Potato Knishes

What better way to celebrate Rosh Hashana than to make some knishes? Feel free to vary the classic potato filling based on your palate and pantry. And, sharing “hugs and knishes” with friends and family is yummy and fun, so roll up your sleeves, and… 


  • 2 cups all-purpose flour 
  • 1 tsp. baking powder 
  • ¾ tsp. kosher salt 
  • 1/3 cup vegetable oil or schmaltz 
  • 3 Tbsp warm water 
  • 1 large egg, lightly beaten 
  • 1 tsp. white vinegar 
  • 2 large Russet potatoes (about 1 ¼ lb), peeled/cut into 6ths 
  • 3 Tbsp sour cream 
  • Kosher salt 
  • 2 Tbsp. butter or schmaltz 
  • 2 Tbsp. olive oil 
  • 1 medium yellow onion, chopped 
  • 1 bay leaf 
  • 2 stems fresh thyme (optional)  
  • Fresh-ground black pepper 
  • 1 egg beaten with 1 tsp water 


Make Dough: 

Combine dry dough ingredients in large mixing bowl, and wet dough ingredients in medium bowl. Make well in dry ingredients. Pour wet ingredients into center; stir to combine until dough ball forms.  
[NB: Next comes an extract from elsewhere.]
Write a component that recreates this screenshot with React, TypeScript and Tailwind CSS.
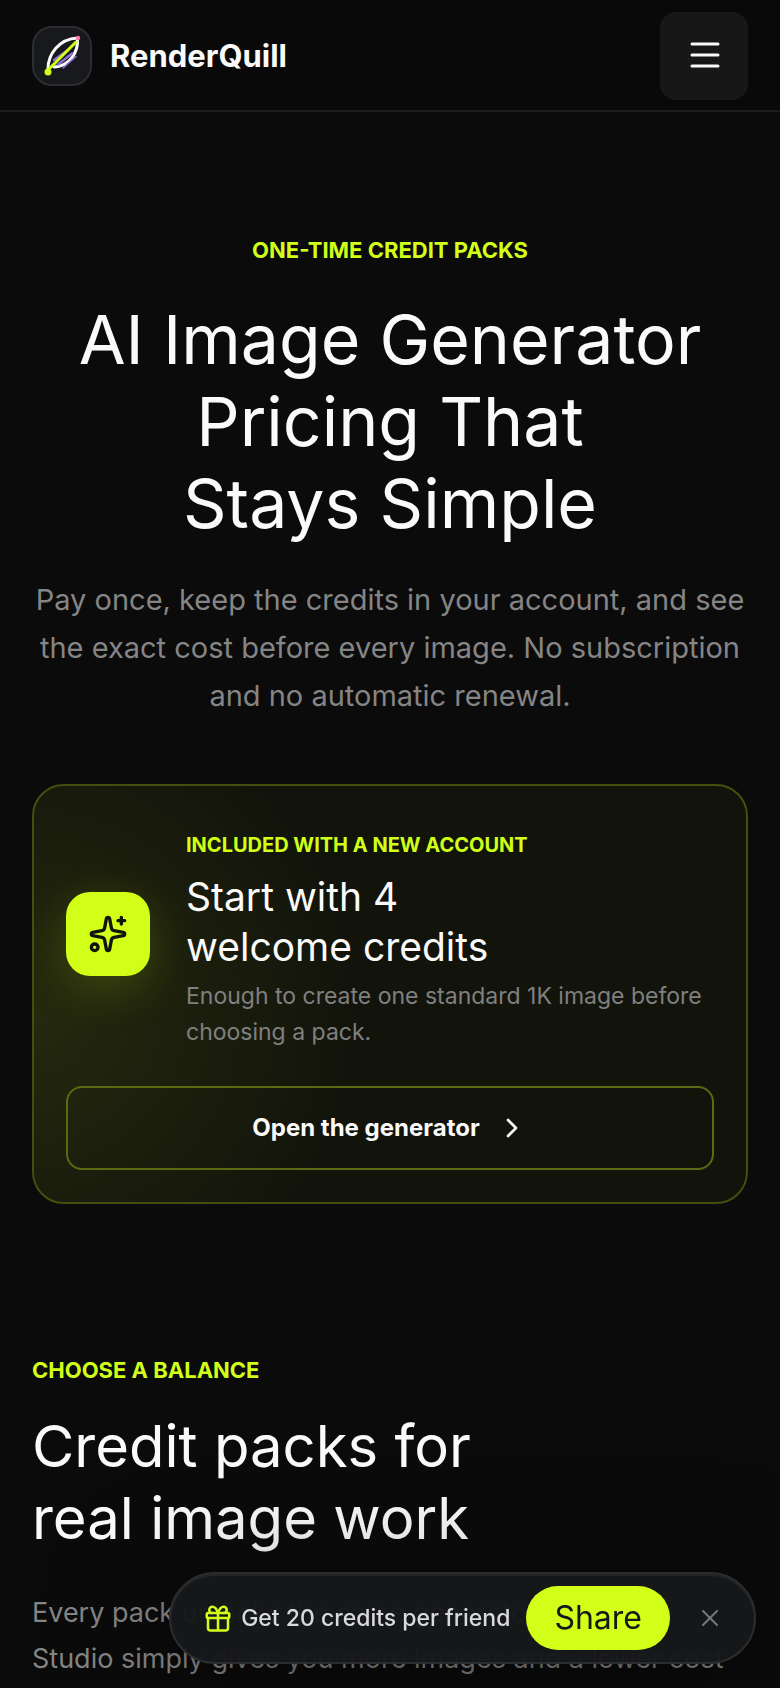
import { useState } from 'react'
import { ChevronRight, X } from 'lucide-react'

function QuillLogo() {
  return (
    <svg viewBox="0 0 60 60" fill="none" strokeLinecap="round" className="size-[60px] shrink-0" aria-hidden="true">
      <rect x="1" y="1" width="58" height="58" rx="19" fill="#18191d" stroke="#2c2d31" strokeWidth="2" />
      <path d="M16 43C16 28 27 13 45.5 12C46.5 26 38 40 22 41" stroke="#fafafa" strokeWidth="3" />
      <path d="M22 34L36 24M26 38.5L40 27.5" stroke="#8b6fd6" strokeWidth="2.5" />
      <path d="M31 42L44 30.5" stroke="#8b6fd6" strokeWidth="1.6" />
      <path d="M16 44L44 16" stroke="#d1ff17" strokeWidth="3" />
      <circle cx="16" cy="46" r="3.5" fill="#d1ff17" />
      <circle cx="46" cy="12" r="2.2" fill="#ff7aa8" />
    </svg>
  )
}

function SparkleIcon() {
  return (
    <svg viewBox="0 0 24 24" fill="none" stroke="currentColor" strokeWidth="2" strokeLinecap="round" strokeLinejoin="round" className="size-10" aria-hidden="true">
      <path d="M11.017 2.814a1 1 0 0 1 1.966 0l1.051 5.558a2 2 0 0 0 1.594 1.594l5.558 1.051a1 1 0 0 1 0 1.966l-5.558 1.051a2 2 0 0 0-1.594 1.594l-1.051 5.558a1 1 0 0 1-1.966 0l-1.051-5.558a2 2 0 0 0-1.594-1.594l-5.558-1.051a1 1 0 0 1 0-1.966l5.558-1.051a2 2 0 0 0 1.594-1.594z" />
      <path d="M20 2v4M22 4h-4" />
      <circle cx="4" cy="20" r="2" />
    </svg>
  )
}

function GiftIcon() {
  return (
    <svg viewBox="0 0 24 24" fill="none" stroke="currentColor" strokeWidth="2" strokeLinecap="round" strokeLinejoin="round" className="size-[30px] shrink-0 text-[#d1ff17]" aria-hidden="true">
      <rect x="3" y="8" width="18" height="4" rx="1" />
      <path d="M12 8v14M20 12v8a2 2 0 0 1-2 2H6a2 2 0 0 1-2-2v-8" />
      <path d="M7.5 8a2.5 2.5 0 0 1 0-5C9.500 3 11 5 12 8c1-3 2.500-5 4.500-5a2.500 2.500 0 0 1 0 5" />
    </svg>
  )
}

function SharePill() {
  const [open, setOpen] = useState(true)

  if (!open) return null

  return (
    <aside className="fixed right-6 bottom-6 flex h-[92px] items-center rounded-full border-2 border-[#2b2c2e] bg-[#17181a]/97 pr-3 pl-8 shadow-[inset_0_2px_0_#242527,0_24px_120px_rgba(0,0,0,0.5)]">
      <GiftIcon />
      <span className="ml-2 text-[23px] font-medium whitespace-nowrap text-[#d9dadc]">Get 20 credits per friend</span>
      <button className="ml-4 h-16 rounded-full bg-[#d1ff17] px-7 text-[32px] text-[#17181a]">Share</button>
      <button onClick={() => setOpen(false)} aria-label="Dismiss" className="ml-2 flex size-16 items-center justify-center text-[#74767b]">
        <X size={28} strokeWidth={1.75} />
      </button>
    </aside>
  )
}

export default function App() {
  return (
    <div className="min-h-screen bg-[#0b0b0b] font-['Inter',sans-serif] text-[#fafafa]">
      <header className="flex h-28 items-center justify-between border-b-2 border-[#1c1c1c] bg-[#090909] px-8 pt-0.5">
        <a href="#" className="flex items-center gap-[18px] text-[31px] font-bold">
          <QuillLogo />
          RenderQuill
        </a>
        <button aria-label="Open menu" className="flex size-[88px] items-center justify-center rounded-2xl bg-[#171717]">
          <svg viewBox="0 0 44 44" fill="none" stroke="currentColor" strokeWidth="3" strokeLinecap="round" className="size-11" aria-hidden="true">
            <path d="M10 10h26M10 21h26M10 32h26" />
          </svg>
        </button>
      </header>

      <main className="px-8 pt-[122px]">
        <section className="text-center">
          <p className="text-[22px] leading-8 font-bold text-[#d1ff17]">ONE-TIME CREDIT PACKS</p>
          <h1 className="mt-8 text-[68px] leading-[82px]">
            AI Image Generator
            <br />
            Pricing That
            <br />
            Stays Simple
          </h1>
          <p className="mt-8 text-[29px] leading-[48px] text-[#858585]">
            Pay once, keep the credits in your account, and see the exact cost before every image. No subscription and no automatic renewal.
          </p>
        </section>

        <section className="mt-16 rounded-[32px] border-2 border-[#444f0e] bg-[#12140b] bg-[radial-gradient(circle_at_0%_55%,#25290e_0%,#12140b_320px)] p-8">
          <div className="flex items-center gap-9">
            <div className="flex size-[84px] shrink-0 items-center justify-center rounded-3xl bg-[#d1ff17] text-[#12140b] shadow-[0_12px_48px_rgba(209,255,23,0.18)]">
              <SparkleIcon />
            </div>
            <div className="pt-3">
              <p className="text-xl leading-[30px] font-bold text-[#d1ff17]">INCLUDED WITH A NEW ACCOUNT</p>
              <h2 className="mt-3 text-[39px] leading-[50px]">
                Start with 4
                <br />
                welcome credits
              </h2>
              <p className="mt-1.5 text-[23px] leading-9 text-[#808080]">Enough to create one standard 1K image before choosing a pack.</p>
            </div>
          </div>
          <a href="#generator" className="mt-9 flex h-[84px] items-center justify-center gap-4 rounded-2xl border-2 border-[#5a6a10] text-2xl font-bold">
            Open the generator
            <ChevronRight size={32} />
          </a>
        </section>

        <section className="mt-[150px] pb-4">
          <p className="text-[22px] leading-8 font-bold text-[#d1ff17]">CHOOSE A BALANCE</p>
          <h2 className="mt-6 text-[58px] leading-[72px]">
            Credit packs for
            <br />
            real image work
          </h2>
          <p className="mt-9 text-[27px] leading-[46px] text-[#858585]">
            Every pack unlocks the same generator.
            <br />
            Studio simply gives you more images and a lower cost
          </p>
        </section>
      </main>

      <SharePill />
    </div>
  )
}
Transfer dough to clean work surface; knead about 1-2 minutes to fully incorporate all flour. Return dough to bowl; cover with plastic wrap and let rest ½ – 1 hour at room temp. 

Make Filling: 

In large skillet, combine butter/schmaltz and olive oil over medium heat. Once melted, add onion, thyme, bay leaf. Season with salt/pepper. Reduce heat to medium low and stir occasionally until onions are golden/caramelized, about 50 minutes. Remove from heat and take out bay leaf and thyme sprigs. 

To large pot, add steamer basket and water to just below basket level. Bring water to boil; add potatoes and cover with lid. Cook about 15-20 minutes, until potatoes are tender. Remove steamer basket and drain water. Transfer potatoes back to pot, add sour cream. Mash until fairly smooth (some lumps are fine). Stir caramelized onions into potatoes and salt/pepper to taste. 
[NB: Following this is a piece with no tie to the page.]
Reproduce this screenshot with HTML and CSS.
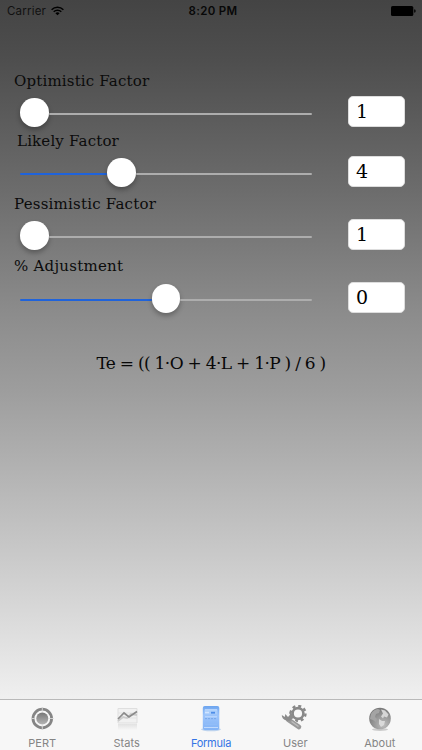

Preheat oven to 375°, line a baking sheet with parchment paper.  Divide dough in half, place one half back under plastic wrap. Re-knead to re-incorporate any oil that may have come out of dough while it rested.  

Shape half of dough into a rectangle and roll it out into a large rectangle (about 1/8” thick, 6” wide and 12” long – or longer if possible). The dough’s not particularly sticky, but if you need to lightly flour the work area, go ahead. 

Shape half the filling into a 2”-wide log. Lay it on rolled-out dough, about 1-2 inches from bottom edge. Lift this 1-2 inches of dough up/over filling log, roll it away from you until you get to the other edge of the dough…like rolling sushi. Adjust the dough/filling log so the seam is on the bottom and filling evenly distributed. 

Trim dough ends even with filling. Lightly indent dough/filling log with the dull side of a knife about every 2 inches so you have six equal pieces; use sharp side of the knife to cut pieces.  

Gently press filling inward, stretch dough over filling on one end and pinch to seal. Set knish with this end down on a clean work surface. Press cut dough in towards center on the upward-facing end; you’ll have a slight indent with some filling showing.  

Repeat process with remaining knishes and then entire process with second half of dough. 

Place knishes on prepared baking sheet and brush with egg/water mixture. Bake until golden, about 45-50 minutes, turning pan halfway through. Let cool ½ hour before serving. 

Note: Dough can be left in fridge 3 days before filling/baking, bring to room temp before using.